We have written here frequently about California’s controversial AB 5 law, which permits companies to treat workers as independent contractors only if they satisfy a stringent “ABC” test.

The broad statue, unambiguously written to try to force companies to treat gig economy workers as employees, has been the subject of a great deal of debate and litigation, including a state court action filed by the State Attorney General trying to force ride share companies to treat their drivers as employees.

In the action filed by the State Attorney General, the Superior Court judge has issued a temporary restraining order requiring the ride share companies to treat their drivers as employees.

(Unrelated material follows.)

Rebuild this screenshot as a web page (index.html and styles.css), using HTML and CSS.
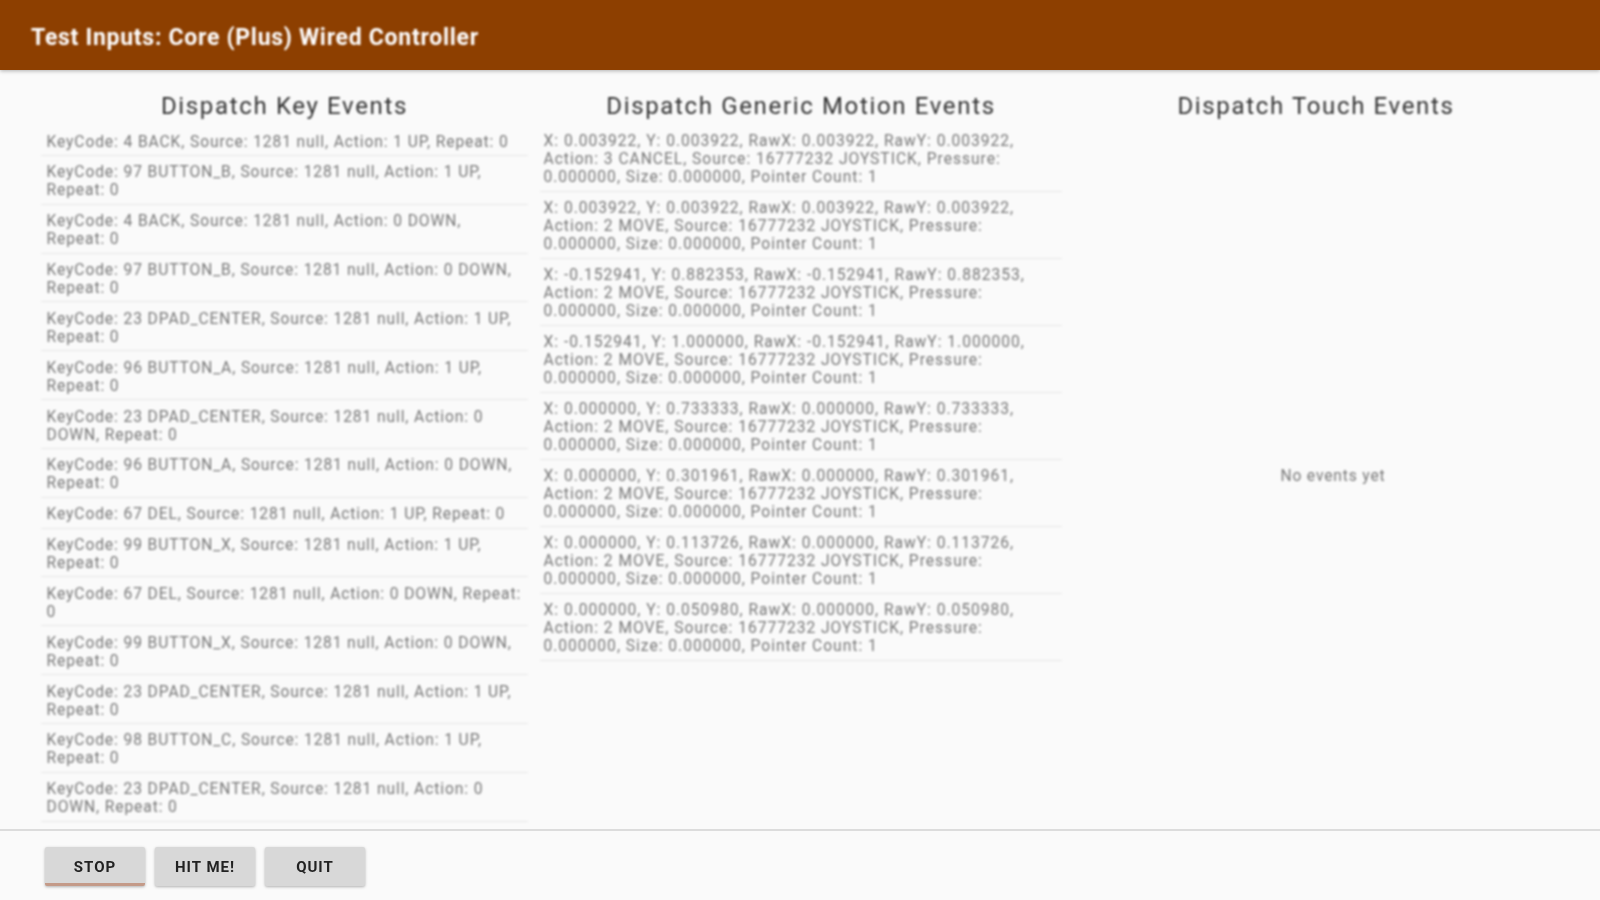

The Superior Court judge ruled that the companies could not satisfy the “B” part of AB 5’s “ABC” test, which requires that the worker performs work that is outside the usual course of the hiring entity’s business in order to be treated as an independent contractor.

The decision is appealable within 10 days – and there is every reason to believe that the ride share companies in fact will appeal the decision.

How the issue plays out with the Court of Appeal will be closely monitored.  But whatever the Court of Appeal does, there ultimately will be a ballot showdown in November 2020 when California voters will be asked to decide whether ride share and food delivery companies may treat their workers as independent contractors.  Of course, only time will tell whether that initiative will be successful.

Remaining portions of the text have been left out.